Find a functioning formula, which squares the perceived self-interests of a serviceable majority, and you’ll have a fulcrum to move the world.
(At least for the next five or ten years, or until the next clusterf**k.
Maybe thirty years if you’re very very lucky.)

2

Stuart 05.09.09 at 2:43 pm

Surely the problem with Keynesian economics is that governments claim to be following Keynesian policies in recessions/depressions, but then usually turn into Monetarists (or something else) during the boom years when the Keynesian policy would be to reduce government spending (to both pay back the debt accrued in the bad years, and to avoid competing with booming private industry and causing wage inflation).

3

lemuel pitkin 05.09.09 at 3:32 pm

Why not add neoclassical economics to the list?

4

lemuel pitkin 05.09.09 at 3:38 pm

Or to be a little more direct: Which of *your* doctrines have been refuted by the crisis, John?

5

bob mcmanus 05.09.09 at 6:31 pm

Lemuel, JQ has been posting for months, here and at his own blog, a series of refuted economic doctrines.
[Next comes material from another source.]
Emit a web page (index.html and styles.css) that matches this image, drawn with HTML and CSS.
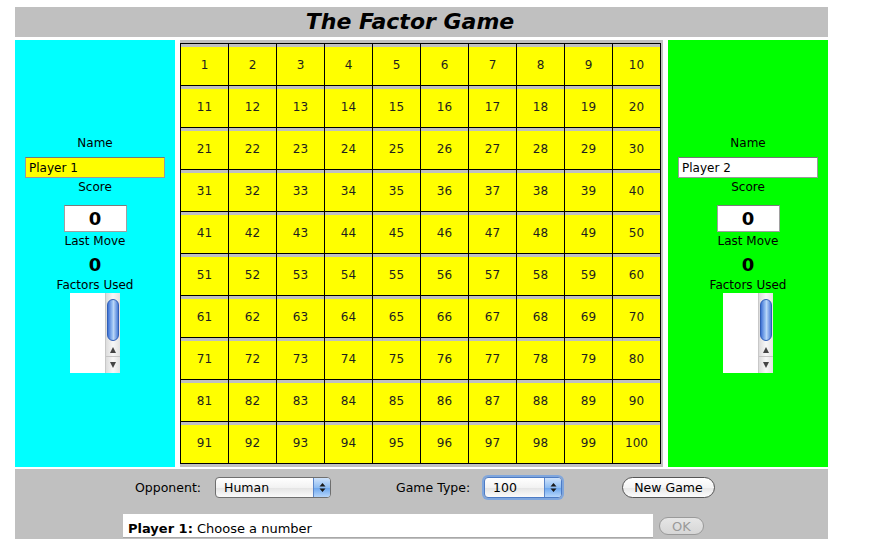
FILE: index.html
```html
<!DOCTYPE html>
<html>
<head>
<meta charset="utf-8">
<title>The Factor Game</title>
<link rel="stylesheet" href="styles.css">
</head>
<body>
<div class="page">
  <div class="titlebar"><h1 class="title">The Factor Game</h1></div>
  <div class="main">
    <div class="side p1">
      <div class="label">Name</div>
      <div class="namebox yellow">Player 1</div>
      <div class="label gap2">Score</div>
      <div class="scorebox">0</div>
      <div class="label gap2">Last Move</div>
      <div class="bigzero">0</div>
      <div class="label gap2">Factors Used</div>
      <div class="listbox">
        <div class="listarea"></div>
        <div class="scrollbar">
          <div class="thumb"></div>
          <div class="arrow up"></div>
          <div class="arrow down"></div>
        </div>
      </div>
    </div>
    <div class="board">
      <div class="grid">
        <div class="cell">1</div><div class="cell">2</div><div class="cell">3</div><div class="cell">4</div><div class="cell">5</div><div class="cell">6</div><div class="cell">7</div><div class="cell">8</div><div class="cell">9</div><div class="cell">10</div>
        <div class="cell">11</div><div class="cell">12</div><div class="cell">13</div><div class="cell">14</div><div class="cell">15</div><div class="cell">16</div><div class="cell">17</div><div class="cell">18</div><div class="cell">19</div><div class="cell">20</div>
        <div class="cell">21</div><div class="cell">22</div><div class="cell">23</div><div class="cell">24</div><div class="cell">25</div><div class="cell">26</div><div class="cell">27</div><div class="cell">28</div><div class="cell">29</div><div class="cell">30</div>
        <div class="cell">31</div><div class="cell">32</div><div class="cell">33</div><div class="cell">34</div><div class="cell">35</div><div class="cell">36</div><div class="cell">37</div><div class="cell">38</div><div class="cell">39</div><div class="cell">40</div>
        <div class="cell">41</div><div class="cell">42</div><div class="cell">43</div><div class="cell">44</div><div class="cell">45</div><div class="cell">46</div><div class="cell">47</div><div class="cell">48</div><div class="cell">49</div><div class="cell">50</div>
        <div class="cell">51</div><div class="cell">52</div><div class="cell">53</div><div class="cell">54</div><div class="cell">55</div><div class="cell">56</div><div class="cell">57</div><div class="cell">58</div><div class="cell">59</div><div class="cell">60</div>
        <div class="cell">61</div><div class="cell">62</div><div class="cell">63</div><div class="cell">64</div><div class="cell">65</div><div class="cell">66</div><div class="cell">67</div><div class="cell">68</div><div class="cell">69</div><div class="cell">70</div>
        <div class="cell">71</div><div class="cell">72</div><div class="cell">73</div><div class="cell">74</div><div class="cell">75</div><div class="cell">76</div><div class="cell">77</div><div class="cell">78</div><div class="cell">79</div><div class="cell">80</div>
        <div class="cell">81</div><div class="cell">82</div><div class="cell">83</div><div class="cell">84</div><div class="cell">85</div><div class="cell">86</div><div class="cell">87</div><div class="cell">88</div><div class="cell">89</div><div class="cell">90</div>
        <div class="cell">91</div><div class="cell">92</div><div class="cell">93</div><div class="cell">94</div><div class="cell">95</div><div class="cell">96</div><div class="cell">97</div><div class="cell">98</div><div class="cell">99</div><div class="cell">100</div>
      </div>
    </div>
    <div class="side p2">
      <div class="label">Name</div>
      <div class="namebox">Player 2</div>
      <div class="label gap2">Score</div>
      <div class="scorebox">0</div>
      <div class="label gap2">Last Move</div>
      <div class="bigzero">0</div>
      <div class="label gap2">Factors Used</div>
      <div class="listbox">
        <div class="listarea"></div>
        <div class="scrollbar">
          <div class="thumb"></div>
          <div class="arrow up"></div>
          <div class="arrow down"></div>
        </div>
      </div>
    </div>
  </div>
  <div class="controls">
    <div class="ctlrow">
      <span class="ctllabel opp">Opponent:</span>
      <div class="popup human"><span class="popval">Human</span><span class="stepper"><svg width="7" height="11" viewBox="0 0 7 11"><path d="M3.5 1 L6.5 4.5 L0.5 4.5 Z M3.5 10 L6.5 6.5 L0.5 6.5 Z" fill="#1a1a1a"/></svg></span></div>
      <span class="ctllabel gt">Game Type:</span>
      <div class="popup focus size"><span class="popval">100</span><span class="stepper"><svg width="7" height="11" viewBox="0 0 7 11"><path d="M3.5 1 L6.5 4.5 L0.5 4.5 Z M3.5 10 L6.5 6.5 L0.5 6.5 Z" fill="#1a1a1a"/></svg></span></div>
      <div class="btn newgame">New Game</div>
    </div>
    <div class="ctlrow2">
      <div class="status"><b>Player 1:</b> Choose a number</div>
      <div class="btn ok">OK</div>
    </div>
  </div>
</div>
</body>
</html>
```
FILE: styles.css
```css
* { box-sizing: border-box; }
html, body { margin: 0; padding: 0; background: #fff; }
body {
  font-family: "DejaVu Sans", "Liberation Sans", sans-serif;
  font-size: 12px;
  color: #000;
}
.page {
  width: 813px;
  margin: 7px 0 0 15px;
}
.titlebar {
  height: 30px;
  background: #c0c0c0;
}
.title {
  margin: 0;
  padding-right: 23px;
  font-size: 22px;
  line-height: 30px;
  font-weight: bold;
  font-style: italic;
  text-align: center;
}
.main {
  display: flex;
  gap: 5px;
  margin-top: 3px;
  height: 427px;
}
.side {
  width: 160px;
  display: flex;
  flex-direction: column;
  align-items: center;
  justify-content: center;
  padding-top: 2px;
}
.p1 { background: #00ffff; }
.p2 { background: #00ff00; }
.label {
  height: 15px;
  line-height: 15px;
  font-size: 12px;
}
.gap2 { margin-top: 2px; }
.namebox {
  margin-top: 6px;
  width: 140px;
  height: 21px;
  background: #fff;
  border: 1px solid #9a9a9a;
  border-top-color: #777;
  padding-left: 3px;
  line-height: 20px;
  font-size: 12px;
}
.namebox.yellow { background: #ffff00; }
.scorebox {
  margin-top: 10px;
  width: 63px;
  height: 27px;
  background: #fff;
  border: 1px solid #a0a0a0;
  border-top-color: #7a7a7a;
  text-align: center;
  font-weight: bold;
  font-size: 18px;
  line-height: 25px;
}
.bigzero {
  margin-top: 5px;
  height: 22px;
  line-height: 22px;
  font-weight: bold;
  font-size: 18px;
}
.listbox {
  width: 50px;
  height: 80px;
  display: flex;
  background: #fff;
}
.listarea { flex: 1; }
.scrollbar {
  width: 15px;
  border-left: 1px solid #c8c8c8;
  background: linear-gradient(to right, #dcdcdc, #f7f7f7 50%, #e2e2e2);
  display: flex;
  flex-direction: column;
  align-items: center;
}
.thumb {
  margin-top: 6px;
  width: 12px;
  height: 42px;
  border-radius: 6px;
  border: 1px solid #2f5fb8;
  background: linear-gradient(to right, #3f72d4, #9cc4f4 45%, #b9d6f7 55%, #4a7ed8);
}
.arrow {
  width: 14px;
  height: 15px;
  position: relative;
}
.arrow.up { margin-top: 1px; border-bottom: 1px solid #c4c4c4; }
.arrow.down { height: 15px; }
.arrow::after {
  content: "";
  position: absolute;
  left: 4px;
  border-left: 3.5px solid transparent;
  border-right: 3.5px solid transparent;
}
.arrow.up::after { top: 5px; border-bottom: 6px solid #444; }
.arrow.down::after { top: 5px; border-top: 6px solid #444; }

.board {
  width: 483px;
  background: #c0c0c0;
  padding-top: 3px;
}
.grid {
  display: grid;
  grid-template-columns: repeat(10, 48px);
  grid-template-rows: repeat(10, 42px);
  width: 481px;
  border-right: 1px solid #000;
  border-bottom: 1px solid #000;
}
.cell {
  border-left: 1px solid #000;
  border-top: 1px solid #000;
  background: linear-gradient(#c0c0c0 0 3px, #ffff00 3px);
  padding-top: 1px;
  display: flex;
  align-items: center;
  justify-content: center;
  font-size: 12px;
  color: #1e1e1e;
}

.controls {
  margin-top: 2px;
  height: 70px;
  background: #c0c0c0;
  padding-top: 8px;
}
.ctlrow {
  display: flex;
  align-items: center;
  height: 21px;
  padding-left: 120px;
}
.ctllabel { font-size: 12.5px; }
.opp { width: 80px; }
.gt { width: 88px; margin-left: 65px; }
.popup {
  height: 21px;
  display: flex;
  border: 1px solid #6f6f6f;
  border-radius: 4px;
  background: linear-gradient(#ffffff, #f2f2f2 50%, #e3e3e3 51%, #fbfbfb);
  overflow: hidden;
}
.human { width: 116px; }
.size { width: 78px; }
.focus { box-shadow: 0 0 0 2px #7fa6dd; border-color: #4d7bc4; }
.popval {
  flex: 1;
  padding-left: 8px;
  line-height: 19px;
  font-size: 12.5px;
}
.stepper {
  width: 17px;
  display: flex;
  align-items: center;
  justify-content: center;
  border-left: 1px solid #5b86c9;
  background: linear-gradient(#cfe3fb, #8fbdf2 50%, #6aa5ee 51%, #b6d6fb);
}
.btn {
  display: flex;
  align-items: center;
  justify-content: center;
  border-radius: 11px;
  font-size: 12.5px;
}
.newgame {
  margin-left: 60px;
  width: 93px;
  height: 21px;
  border: 1px solid #555;
  background: linear-gradient(#ffffff, #f4f4f4 50%, #e6e6e6 51%, #fdfdfd);
}
.ctlrow2 {
  display: flex;
  align-items: center;
  margin-top: 16px;
  padding-left: 108px;
}
.status {
  width: 530px;
  height: 24px;
  background: #fff;
  border-bottom: 1px solid #a8a8a8;
  padding: 6px 0 0 5px;
  font-size: 13px;
  line-height: 18px;
}
.ok {
  margin-left: 6px;
  width: 45px;
  height: 18px;
  border: 1px solid #9a9a9a;
  border-radius: 9px;
  color: #9a9a9a;
  font-size: 13px;
  background: linear-gradient(#e6e6e6, #d6d6d6);
}
```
I would not give Quiggin credit for or ownership of those docrines, but part of the point of this post is that some tools have been abandoned and that that makes the remodeling more difficult. I’m giving him the benefit of the doubt.

Now I could flog my favorite policy prescriptions, like ELR or somehow including asset inflation in inflation measures, but I imagine the N-Ks need more technical justifications yo give to the CB’s and fiscal authorities. I think we now have the math and processing power, need better and quicker numbers, and go to a disequilbrium macrodynamics. I think monetary policy has shown its inadequacy (DeLong seems to want to control asset bubbles with interest rates), so we have to move to automatic stabilizers that are more dynamic yet politically plausible. We can’t adjust marginal income tax rates quickly and easily to meet macrodynamic needs (one of the failures of the 60s), so maybe a VAT tax financing some kind of flexicurity. I think we need to move the inflation target to 3-5%.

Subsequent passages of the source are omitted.